Merging Step Settings

   "4" : {
    "name" : "MyMergingStep",
    "description" : "This is my merging step.",
    "stepDefinitionName" : "default-merging",
    "stepDefinitionType" : "MERGING",
    "batchSize" : 100,
    "threadCount" : 4,
    "customHook" : {
      "module" : "/custom-modules/your-step-type/your-hook-directory/your-hook-module-name.sjs",
      "parameters" : {},
      "user" : "flow-operator",
      "runBefore" : false
    },
    "options" : {
      "stepUpdate" : false,
      "acceptsBatch" : false,
      "sourceDatabase" : "data-hub-FINAL",
      "sourceCollection" : "MyMatchingStep",
      "sourceQuery" : "cts.collectionQuery('my-custom-query')",
      "constrainSourceQueryToJob" : false,
      "targetEntity" : "MyEntity",
      "targetDatabase" : "data-hub-FINAL",
      "collections" : [ "MyMergingStep", "MyPersonEntity" ],
      "additionalCollections" : [],
      "outputFormat" : "json",
      "provenanceGranularityLevel" : "fine",
      "mergeOptions" : { ... }
    }
  },


Field	Description
name	The name of the step instance.
description	A description of the step.
stepDefinitionName	The name of a step definition, which could be one of the default step definitions or a custom one. Custom step definitions can be created using QuickStart or using the Gradle task hubCreateStepDefinition. Tip: If you are customizing a default step type (ingestion, mapping, or mastering), leave the value as `default-ingestion`, `default-mapping`, or `default-mastering`.
stepDefinitionType	The type of the step definition: INGESTION, MAPPING, MATCHING, MERGING, MASTERING, or CUSTOM.
batchSize	The number of documents to process per batch. Each batch goes through all the steps in a flow before the next batch starts.

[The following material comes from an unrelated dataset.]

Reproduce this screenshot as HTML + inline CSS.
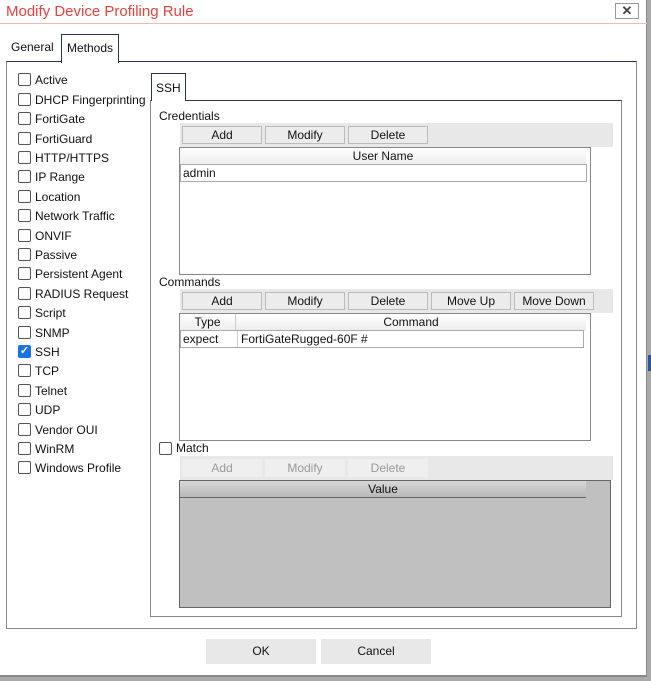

If not defined or if set to `0` or null in the step settings, the value in the flow settings is used.
threadCount	The number of threads to use when running a flow. If not defined or if set to `0` or null in the step settings, the value in the flow settings is used.
customHook	Definition of a hook that performs additional processes before or after the step. See Creating a Custom Hook Module and Adding a Custom Hook to a Step Manually.
customHook » module	The path to your custom hook module.
customHook » parameters	Parameters, as key-value pairs, to pass to your custom hook module.
customHook » user	The user account to use to run the module. Default is the user running the flow; e.g., `flow-operator`.
customHook » runBefore	For a pre-step hook, set to true. For a post-step hook, set to false.
options » stepUpdate	If `true`, custom modules can make changes directly to records in the database (inserting, deleting, or locking); otherwise, custom modules can make changes indirectly by passing content objects to Data Hub APIs. Direct changes to the database are rarely needed. For a combined mastering step, the default is `true`. For all other types of steps, the default is `false`.
options » acceptsBatch	If `true`, all the records in the batch are processed within a single step run; otherwise, the step is restarted and run for each record in the batch.
options » sourceDatabase	Choose the same source database that you selected in the matching step. Default is `data-hub-FINAL`.
options » sourceCollection	The collection tag to use to search for the records to process in this step.
options » sourceQuery	The CTS query to use to select the source data to process. To filter by a collection tag, use `cts.collectionQuery('my-collection-name')`. Example: `"sourceQuery" : "cts.collectionQuery('default-ingestion')"` See CTS Query.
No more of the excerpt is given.